* WORK TO COMPLETE *
Take every line that has the string "this" and copy it out.

* SOURCE DATA *
-------

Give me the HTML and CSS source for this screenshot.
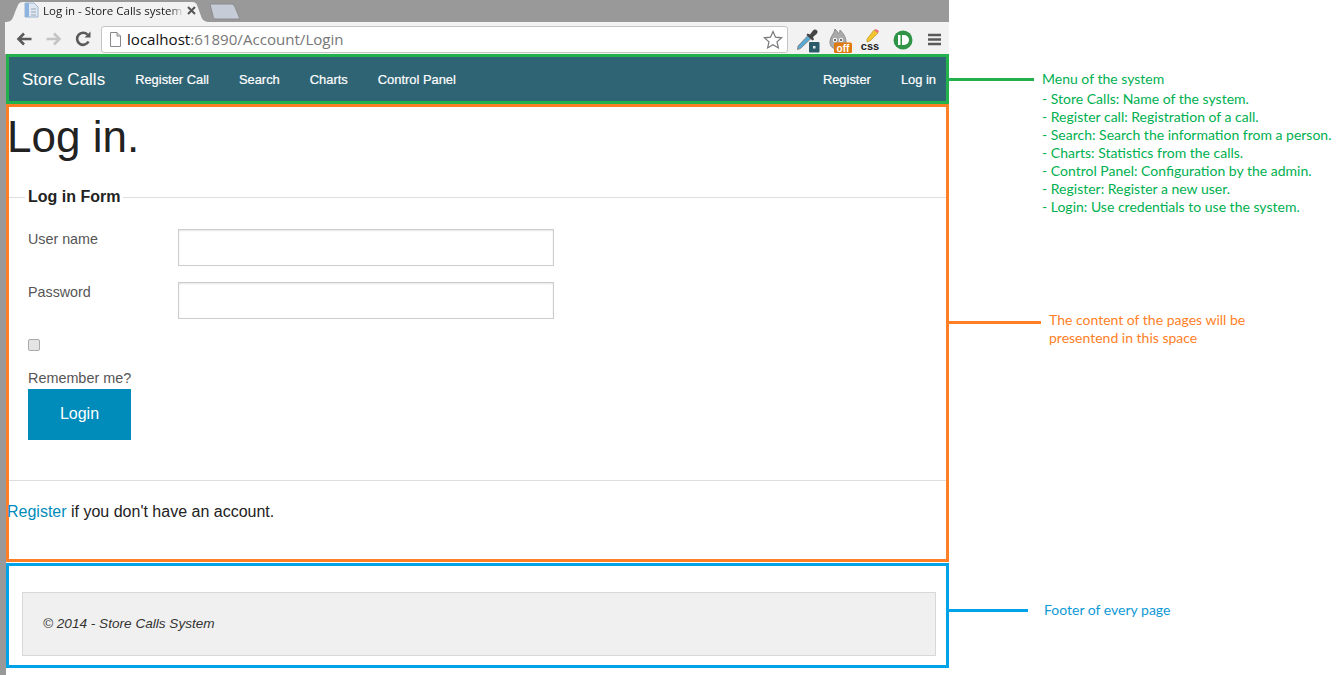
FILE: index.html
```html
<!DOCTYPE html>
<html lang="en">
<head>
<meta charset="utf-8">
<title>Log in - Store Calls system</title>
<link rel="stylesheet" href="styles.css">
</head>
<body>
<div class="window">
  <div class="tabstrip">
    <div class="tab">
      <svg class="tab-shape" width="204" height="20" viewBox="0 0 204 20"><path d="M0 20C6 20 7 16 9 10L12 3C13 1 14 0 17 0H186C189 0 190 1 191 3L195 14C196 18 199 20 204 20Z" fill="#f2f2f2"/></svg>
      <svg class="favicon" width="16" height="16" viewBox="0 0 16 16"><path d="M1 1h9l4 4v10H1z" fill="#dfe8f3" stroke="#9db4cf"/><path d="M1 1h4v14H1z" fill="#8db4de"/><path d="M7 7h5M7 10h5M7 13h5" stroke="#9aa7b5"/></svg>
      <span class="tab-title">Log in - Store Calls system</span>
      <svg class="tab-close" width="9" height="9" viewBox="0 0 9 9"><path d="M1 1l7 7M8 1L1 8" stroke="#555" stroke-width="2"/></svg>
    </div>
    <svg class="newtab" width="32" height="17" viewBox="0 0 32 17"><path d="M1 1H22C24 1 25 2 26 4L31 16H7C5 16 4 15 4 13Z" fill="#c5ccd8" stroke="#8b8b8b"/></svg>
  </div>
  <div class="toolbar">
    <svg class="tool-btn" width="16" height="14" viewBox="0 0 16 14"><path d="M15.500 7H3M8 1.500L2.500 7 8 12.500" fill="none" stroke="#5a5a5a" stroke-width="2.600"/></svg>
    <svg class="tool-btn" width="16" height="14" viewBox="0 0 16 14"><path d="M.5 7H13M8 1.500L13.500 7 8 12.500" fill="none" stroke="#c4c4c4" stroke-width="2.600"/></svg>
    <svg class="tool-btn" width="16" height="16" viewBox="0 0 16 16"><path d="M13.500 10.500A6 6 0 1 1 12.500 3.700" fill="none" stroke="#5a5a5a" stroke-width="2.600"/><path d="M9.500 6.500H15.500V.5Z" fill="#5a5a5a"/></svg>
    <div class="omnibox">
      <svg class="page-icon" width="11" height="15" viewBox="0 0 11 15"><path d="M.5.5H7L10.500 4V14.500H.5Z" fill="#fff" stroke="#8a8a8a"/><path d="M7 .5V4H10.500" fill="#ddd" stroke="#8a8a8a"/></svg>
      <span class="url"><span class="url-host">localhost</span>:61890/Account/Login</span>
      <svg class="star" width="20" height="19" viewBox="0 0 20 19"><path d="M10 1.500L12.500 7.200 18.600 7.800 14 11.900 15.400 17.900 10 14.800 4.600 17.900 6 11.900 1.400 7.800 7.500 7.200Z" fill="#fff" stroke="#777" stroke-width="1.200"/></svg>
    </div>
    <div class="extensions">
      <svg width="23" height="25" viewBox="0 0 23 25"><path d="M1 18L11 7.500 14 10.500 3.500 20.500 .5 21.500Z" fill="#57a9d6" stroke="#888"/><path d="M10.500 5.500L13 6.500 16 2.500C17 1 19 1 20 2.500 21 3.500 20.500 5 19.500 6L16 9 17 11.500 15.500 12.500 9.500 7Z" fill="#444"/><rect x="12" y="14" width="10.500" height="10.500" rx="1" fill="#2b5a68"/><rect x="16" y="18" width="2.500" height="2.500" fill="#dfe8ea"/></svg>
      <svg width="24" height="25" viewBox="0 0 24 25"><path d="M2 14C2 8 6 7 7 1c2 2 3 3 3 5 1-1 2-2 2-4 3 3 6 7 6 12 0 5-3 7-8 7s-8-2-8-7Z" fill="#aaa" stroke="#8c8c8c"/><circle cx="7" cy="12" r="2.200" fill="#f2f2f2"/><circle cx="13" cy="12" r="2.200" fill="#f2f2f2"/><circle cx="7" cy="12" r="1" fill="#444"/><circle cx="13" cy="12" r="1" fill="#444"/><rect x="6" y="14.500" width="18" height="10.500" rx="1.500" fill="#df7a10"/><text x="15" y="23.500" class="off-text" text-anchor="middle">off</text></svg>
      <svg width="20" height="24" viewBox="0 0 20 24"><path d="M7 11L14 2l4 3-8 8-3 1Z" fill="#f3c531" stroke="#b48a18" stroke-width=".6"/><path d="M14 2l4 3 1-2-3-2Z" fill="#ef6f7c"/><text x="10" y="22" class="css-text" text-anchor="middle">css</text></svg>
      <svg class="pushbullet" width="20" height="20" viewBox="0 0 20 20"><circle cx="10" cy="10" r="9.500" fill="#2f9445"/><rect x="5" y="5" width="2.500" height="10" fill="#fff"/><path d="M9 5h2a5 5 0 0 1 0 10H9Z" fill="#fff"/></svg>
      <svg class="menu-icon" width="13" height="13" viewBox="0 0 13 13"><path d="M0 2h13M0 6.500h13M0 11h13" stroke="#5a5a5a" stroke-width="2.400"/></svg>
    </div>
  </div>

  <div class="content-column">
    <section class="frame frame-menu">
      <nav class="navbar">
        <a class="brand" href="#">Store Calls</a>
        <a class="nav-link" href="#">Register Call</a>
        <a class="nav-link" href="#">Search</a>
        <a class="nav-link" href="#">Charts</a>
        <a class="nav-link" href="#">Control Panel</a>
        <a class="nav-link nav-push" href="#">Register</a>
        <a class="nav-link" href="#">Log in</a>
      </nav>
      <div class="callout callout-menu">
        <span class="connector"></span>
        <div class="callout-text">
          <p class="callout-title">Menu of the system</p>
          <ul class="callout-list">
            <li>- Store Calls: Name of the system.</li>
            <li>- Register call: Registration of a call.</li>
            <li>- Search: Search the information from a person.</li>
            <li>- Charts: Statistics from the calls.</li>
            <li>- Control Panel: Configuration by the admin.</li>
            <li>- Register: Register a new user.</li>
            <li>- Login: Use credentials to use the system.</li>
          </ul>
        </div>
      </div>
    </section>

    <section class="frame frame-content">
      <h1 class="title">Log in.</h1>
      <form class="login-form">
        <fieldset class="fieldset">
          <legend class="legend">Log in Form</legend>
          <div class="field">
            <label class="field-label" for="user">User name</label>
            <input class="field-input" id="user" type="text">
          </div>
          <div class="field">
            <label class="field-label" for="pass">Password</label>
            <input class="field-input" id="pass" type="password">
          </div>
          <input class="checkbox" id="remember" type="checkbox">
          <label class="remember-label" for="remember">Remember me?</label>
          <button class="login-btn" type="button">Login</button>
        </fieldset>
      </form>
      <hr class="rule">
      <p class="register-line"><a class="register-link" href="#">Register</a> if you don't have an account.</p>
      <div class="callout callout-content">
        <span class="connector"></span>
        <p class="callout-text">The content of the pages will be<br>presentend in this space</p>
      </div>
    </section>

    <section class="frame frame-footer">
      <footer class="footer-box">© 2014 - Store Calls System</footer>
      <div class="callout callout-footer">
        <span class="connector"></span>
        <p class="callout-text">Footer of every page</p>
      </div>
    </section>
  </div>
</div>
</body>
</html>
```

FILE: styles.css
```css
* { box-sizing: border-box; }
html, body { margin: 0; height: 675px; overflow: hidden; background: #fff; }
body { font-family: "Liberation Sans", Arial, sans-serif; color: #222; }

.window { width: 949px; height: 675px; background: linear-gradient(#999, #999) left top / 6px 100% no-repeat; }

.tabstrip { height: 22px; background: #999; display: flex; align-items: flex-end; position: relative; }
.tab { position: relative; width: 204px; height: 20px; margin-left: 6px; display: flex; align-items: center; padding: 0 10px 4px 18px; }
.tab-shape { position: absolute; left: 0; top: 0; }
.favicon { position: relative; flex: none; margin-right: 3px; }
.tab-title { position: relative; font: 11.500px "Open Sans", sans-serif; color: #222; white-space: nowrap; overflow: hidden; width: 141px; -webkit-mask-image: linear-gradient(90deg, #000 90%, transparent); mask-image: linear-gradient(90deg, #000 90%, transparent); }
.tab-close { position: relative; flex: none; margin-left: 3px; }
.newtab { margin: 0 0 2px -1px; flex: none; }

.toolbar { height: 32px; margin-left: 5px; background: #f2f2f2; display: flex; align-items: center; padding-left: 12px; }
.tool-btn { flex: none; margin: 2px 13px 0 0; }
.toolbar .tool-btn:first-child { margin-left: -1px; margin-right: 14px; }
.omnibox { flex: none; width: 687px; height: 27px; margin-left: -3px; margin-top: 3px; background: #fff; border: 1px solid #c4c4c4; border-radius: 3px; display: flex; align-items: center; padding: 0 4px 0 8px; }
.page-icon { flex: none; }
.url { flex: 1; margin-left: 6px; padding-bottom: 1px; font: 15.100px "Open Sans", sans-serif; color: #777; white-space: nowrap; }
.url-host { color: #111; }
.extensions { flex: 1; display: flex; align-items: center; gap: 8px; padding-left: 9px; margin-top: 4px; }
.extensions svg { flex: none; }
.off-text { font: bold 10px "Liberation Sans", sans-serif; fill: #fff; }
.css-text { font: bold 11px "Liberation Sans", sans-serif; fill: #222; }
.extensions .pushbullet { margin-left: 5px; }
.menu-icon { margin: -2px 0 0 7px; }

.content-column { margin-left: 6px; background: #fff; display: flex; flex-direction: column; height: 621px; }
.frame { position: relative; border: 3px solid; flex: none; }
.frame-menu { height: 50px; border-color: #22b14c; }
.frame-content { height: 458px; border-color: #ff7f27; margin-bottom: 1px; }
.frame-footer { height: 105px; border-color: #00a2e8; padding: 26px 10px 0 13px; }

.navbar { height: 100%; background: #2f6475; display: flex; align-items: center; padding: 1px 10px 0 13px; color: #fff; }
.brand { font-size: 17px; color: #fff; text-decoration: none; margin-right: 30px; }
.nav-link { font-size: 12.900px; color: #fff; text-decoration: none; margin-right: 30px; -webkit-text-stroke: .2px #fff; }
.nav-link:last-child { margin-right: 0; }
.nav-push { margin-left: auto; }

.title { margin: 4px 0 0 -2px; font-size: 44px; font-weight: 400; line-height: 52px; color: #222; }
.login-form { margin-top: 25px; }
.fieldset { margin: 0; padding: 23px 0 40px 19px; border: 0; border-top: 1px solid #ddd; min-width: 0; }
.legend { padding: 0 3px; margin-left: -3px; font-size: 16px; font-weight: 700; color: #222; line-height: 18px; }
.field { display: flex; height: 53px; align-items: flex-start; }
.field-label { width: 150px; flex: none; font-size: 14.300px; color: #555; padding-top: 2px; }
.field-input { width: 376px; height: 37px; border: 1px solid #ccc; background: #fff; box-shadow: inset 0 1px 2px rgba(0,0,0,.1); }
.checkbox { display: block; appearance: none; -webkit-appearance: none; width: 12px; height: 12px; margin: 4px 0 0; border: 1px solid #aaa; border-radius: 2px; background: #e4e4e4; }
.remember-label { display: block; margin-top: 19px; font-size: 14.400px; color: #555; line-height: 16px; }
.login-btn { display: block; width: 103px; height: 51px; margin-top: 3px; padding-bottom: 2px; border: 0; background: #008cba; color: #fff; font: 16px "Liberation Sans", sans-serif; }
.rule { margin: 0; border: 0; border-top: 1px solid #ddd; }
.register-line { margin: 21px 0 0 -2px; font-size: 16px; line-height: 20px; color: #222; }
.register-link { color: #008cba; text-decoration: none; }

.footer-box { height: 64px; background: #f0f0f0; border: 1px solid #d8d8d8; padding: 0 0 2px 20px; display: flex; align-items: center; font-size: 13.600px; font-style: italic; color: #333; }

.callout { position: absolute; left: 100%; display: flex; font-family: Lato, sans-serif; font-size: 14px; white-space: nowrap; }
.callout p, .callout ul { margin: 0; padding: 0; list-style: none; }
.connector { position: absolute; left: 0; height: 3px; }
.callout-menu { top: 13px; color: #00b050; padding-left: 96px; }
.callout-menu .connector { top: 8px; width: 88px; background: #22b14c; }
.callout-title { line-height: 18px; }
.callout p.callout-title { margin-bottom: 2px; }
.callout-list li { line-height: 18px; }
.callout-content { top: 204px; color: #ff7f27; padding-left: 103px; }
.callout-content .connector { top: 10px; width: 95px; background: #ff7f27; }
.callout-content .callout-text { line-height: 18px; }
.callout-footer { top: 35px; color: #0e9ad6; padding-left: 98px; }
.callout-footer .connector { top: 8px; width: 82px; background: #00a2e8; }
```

-------

* FULL RESPONSE *
Give me the HTML and CSS source for this screenshot.
        <p class="callout-text">The content of the pages will be<br>presentend in this space</p>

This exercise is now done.